Your goal =>
Each line of the data that includes the string "styled" is to be copied out.

Supplied information =>
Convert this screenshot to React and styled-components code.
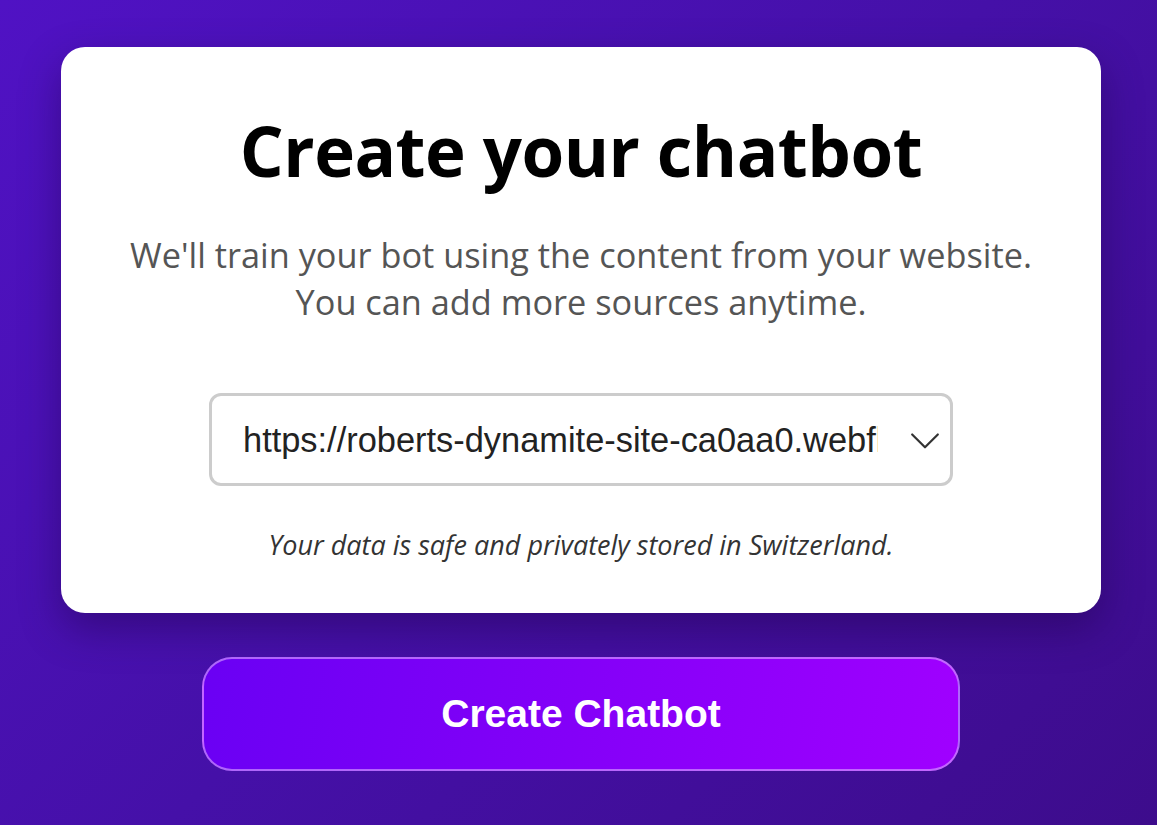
import React, { useState } from "react";
import styled, { createGlobalStyle } from "styled-components";

const GlobalStyle = createGlobalStyle`
  html, body {
    margin: 0;
    padding: 0;
    height: 100%;
  }
  body {
    font-family: "Open Sans", "Noto Sans", sans-serif;
  }
  #root {
    min-height: 100%;
  }
`;

const Page = styled.div`
  min-height: 825px;
  box-sizing: border-box;
  background: linear-gradient(135deg, #5012c4 0%, #4510a8 50%, #3d0c8c 100%);
  display: flex;
  flex-direction: column;
  align-items: center;
  padding: 47px 56px 0 61px;
  gap: 44px;
`;

const Card = styled.div`
  width: 1040px;
  height: 566px;
  box-sizing: border-box;
  background: #fff;
  border-radius: 24px;
  box-shadow: 0 16px 40px rgba(30, 0, 70, 0.45);
  display: flex;
  flex-direction: column;
  align-items: center;
  padding-top: 58px;
`;

const Title = styled.h1`
  margin: 0;
  font-family: "Open Sans", "Noto Sans", sans-serif;
  font-weight: 700;
  font-size: 69px;
  line-height: 90px;
  letter-spacing: -0.5px;
  color: #000;
`;

const Lead = styled.p`
  margin: 36px 0 0;
  font-family: "Open Sans", "Noto Sans", sans-serif;
  font-size: 34.3px;
  line-height: 47px;
  color: #555;
  text-align: center;
`;

const SelectWrap = styled.div`
  position: relative;
  margin-top: 68px;
  width: 744px;
  height: 93px;
`;

const UrlSelect = styled.select`
  appearance: none;
  -webkit-appearance: none;
  width: 100%;
  height: 100%;
  box-sizing: border-box;
  border: 3px solid #ccc;
  border-radius: 12px;
  background: #fff;
  padding: 0 72px 0 31px;
  font-family: "Liberation Sans", Arial, sans-serif;
  font-size: 34.4px;
  color: #222;
  outline: none;
`;

const Chevron = styled.svg`
  position: absolute;
  right: 6px;
  top: 50%;
  transform: translateY(-50%);
  pointer-events: none;
`;

const Note = styled.p`
  margin: 40px 0 0;
  font-family: "Open Sans", "Noto Sans", sans-serif;
  font-style: italic;
  font-size: 27px;
  color: #333;
`;

const Button = styled.button`
  width: 758px;
  height: 114px;
  border-radius: 30px;
  border: 2px solid rgba(220, 170, 255, 0.6);
  background: linear-gradient(100deg, #6a00f4 0%, #8400f8 50%, #a000ff 100%);
  color: #fff;
  font-family: "Liberation Sans", Arial, sans-serif;
  font-weight: 700;
  font-size: 39px;
  cursor: pointer;
`;

export default function App() {
  const [url, setUrl] = useState("https://roberts-dynamite-site-ca0aa0.webflow.io");

  return (
    <>
      <GlobalStyle />
      <Page>
        <Card>
          <Title>Create your chatbot</Title>
          <Lead>
            We'll train your bot using the content from your website.
            <br />
            You can add more sources anytime.
          </Lead>
          <SelectWrap>
            <UrlSelect value={url} onChange={(e) => setUrl(e.target.value)}>
              <option value="https://roberts-dynamite-site-ca0aa0.webflow.io">
                https://roberts-dynamite-site-ca0aa0.webflow.io
              </option>
            </UrlSelect>
            <Chevron width="44" height="44" viewBox="0 0 24 24" fill="none" stroke="#333" strokeWidth="1.2" strokeLinecap="round" strokeLinejoin="round">
              <path d="M5 9l7 7 7-7" />
            </Chevron>
          </SelectWrap>
          <Note>Your data is safe and privately stored in Switzerland.</Note>
        </Card>
        <Button>Create Chatbot</Button>
      </Page>
    </>
  );
}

Correct answer =>
Convert this screenshot to React and styled-components code.
import styled, { createGlobalStyle } from "styled-components";
const Page = styled.div`
const Card = styled.div`
const Title = styled.h1`
const Lead = styled.p`
const SelectWrap = styled.div`
const UrlSelect = styled.select`
const Chevron = styled.svg`
const Note = styled.p`
const Button = styled.button`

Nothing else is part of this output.